China’s yuan extended its losses against a weaker dollar on track for a fifth straight day in the red after the central bank lowered its official guidance to its weakest level in nearly two weeks.
Korea’s won and Mexico’s peso also edged lower, while Turkey’s lira touched its weakest level in two weeks ahead of a central bank decision due later in the day.
Policy makers in Ankara were expected to stay put as inflation rose more than expected in August, fuelled by rising transport and core prices.
Inflation remains one of Ankara’s most pressing economic problems, forcing policy makers to maintain a hawkish stance at odds with President Tayyip Erdogan, who supports lower rates.
However, oil prices holding onto their gains after forecasts for stronger oil demand provided support to Russia’s rouble, which gained 0.5 percent, snapping a two-day losing streak ahead of a central bank meeting on Friday.

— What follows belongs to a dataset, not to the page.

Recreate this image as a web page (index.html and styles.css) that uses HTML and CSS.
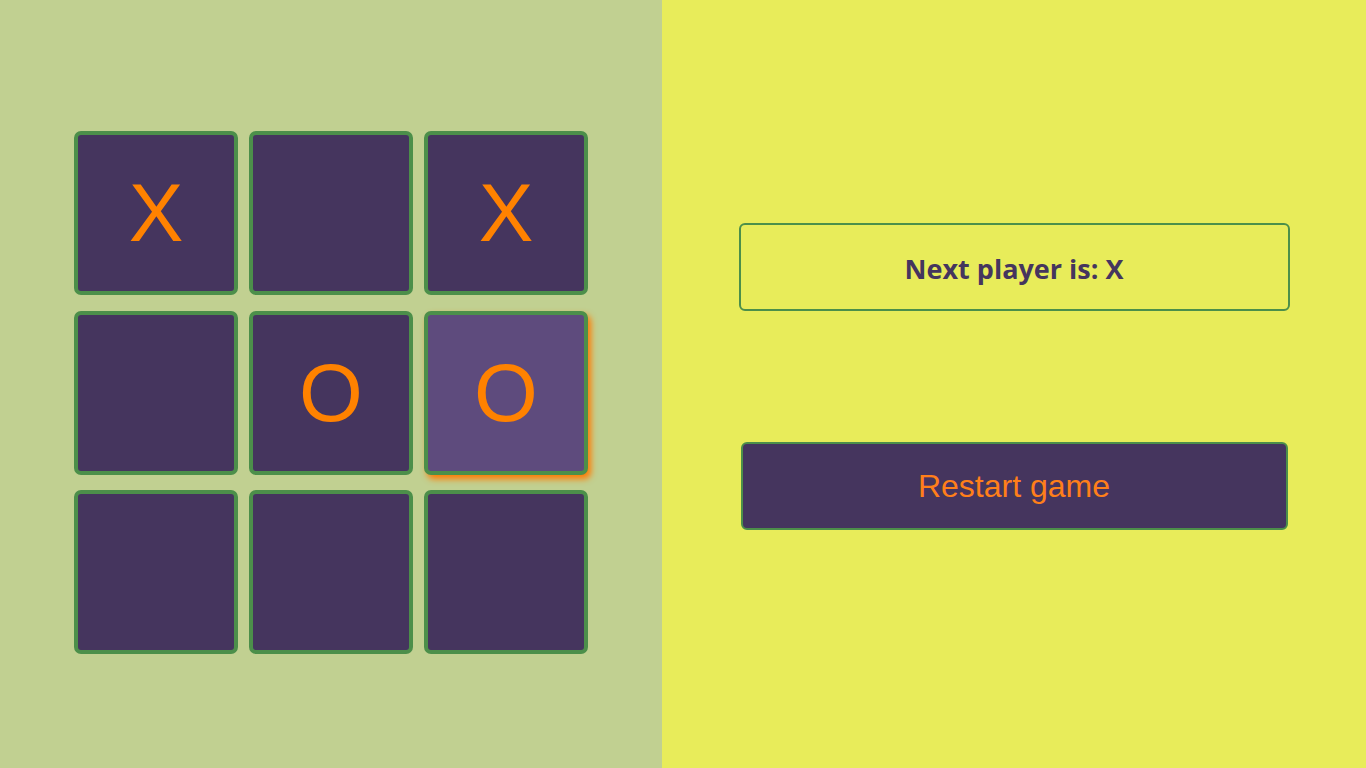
FILE: index.html
```html
<!DOCTYPE html>
<html>
<head>
<meta charset="utf-8">
<link rel="stylesheet" href="styles.css">
</head>
<body>
<div class="app">
  <div class="board-panel">
    <div class="board">
      <div class="cell">X</div>
      <div class="cell"></div>
      <div class="cell">X</div>
      <div class="cell"></div>
      <div class="cell">O</div>
      <div class="cell hover">O</div>
      <div class="cell"></div>
      <div class="cell"></div>
      <div class="cell"></div>
    </div>
  </div>
  <div class="info-panel">
    <div class="status">Next player is: X</div>
    <button class="restart">Restart game</button>
  </div>
</div>
</body>
</html>
```
FILE: styles.css
```css
html, body { margin: 0; padding: 0; }
body { width: 1366px; height: 768px; overflow: hidden; }
.app { display: flex; height: 768px; }
.board-panel {
  width: 662px;
  background: #c1d091;
  display: flex;
  justify-content: center;
  padding-top: 131px;
  box-sizing: border-box;
}
.board {
  display: grid;
  grid-template-columns: repeat(3, 164px);
  grid-template-rows: repeat(3, 164px);
  column-gap: 11px;
  row-gap: 15.5px;
  align-content: start;
}
.cell {
  box-sizing: border-box;
  background: #45355e;
  border: 4px solid #4c8f4a;
  border-radius: 7px;
  color: #ff8200;
  font-family: "Liberation Sans", Arial, sans-serif;
  font-size: 82px;
  display: flex;
  align-items: center;
  justify-content: center;
  line-height: 1;
}
.cell.hover {
  background: #5e4b7d;
  box-shadow: 3px 4px 6px #ff7a00;
}
.info-panel {
  flex: 1;
  background: #e8ec5a;
  display: flex;
  flex-direction: column;
  align-items: center;
  padding-top: 223px;
  box-sizing: border-box;
}
.status {
  box-sizing: border-box;
  width: 551px;
  height: 88px;
  border: 2px solid #4c8f4a;
  border-radius: 6px;
  display: flex;
  align-items: center;
  justify-content: center;
  font-family: "Open Sans", sans-serif;
  font-weight: 700;
  font-size: 27px;
  color: #45355e;
  padding-top: 2px;
}
.restart {
  margin-top: 131px;
  box-sizing: border-box;
  width: 547px;
  height: 88px;
  border: 2px solid #4c8f4a;
  border-radius: 6px;
  background: #45355e;
  color: #ff7f1a;
  font-family: "Liberation Sans", Arial, sans-serif;
  font-size: 32px;
  padding: 0;
}
```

Policy makers are expected to cut the key rate by 50 basis points to 8.5 percent after annual consumer inflation slipped below the central bank’s ultimate target of 4 percent.
Ukraine is also due to publish its interest rate decision, with policy makers expected to hold rates later on Thursday in the face of higher-than-expected inflation.
In other news, Saudi Arabia is preparing contingency plans for a possible delay to the planned initial public share offering of Saudi Aramco by a few months into 2019, according to a report by Bloomberg.
Saudi authorities are aiming to list up to 5 percent of the world’s largest oil producer on both the Saudi stock exchange in Riyadh, the Tadawul, and one or more international markets in an IPO that could raise $100 billion.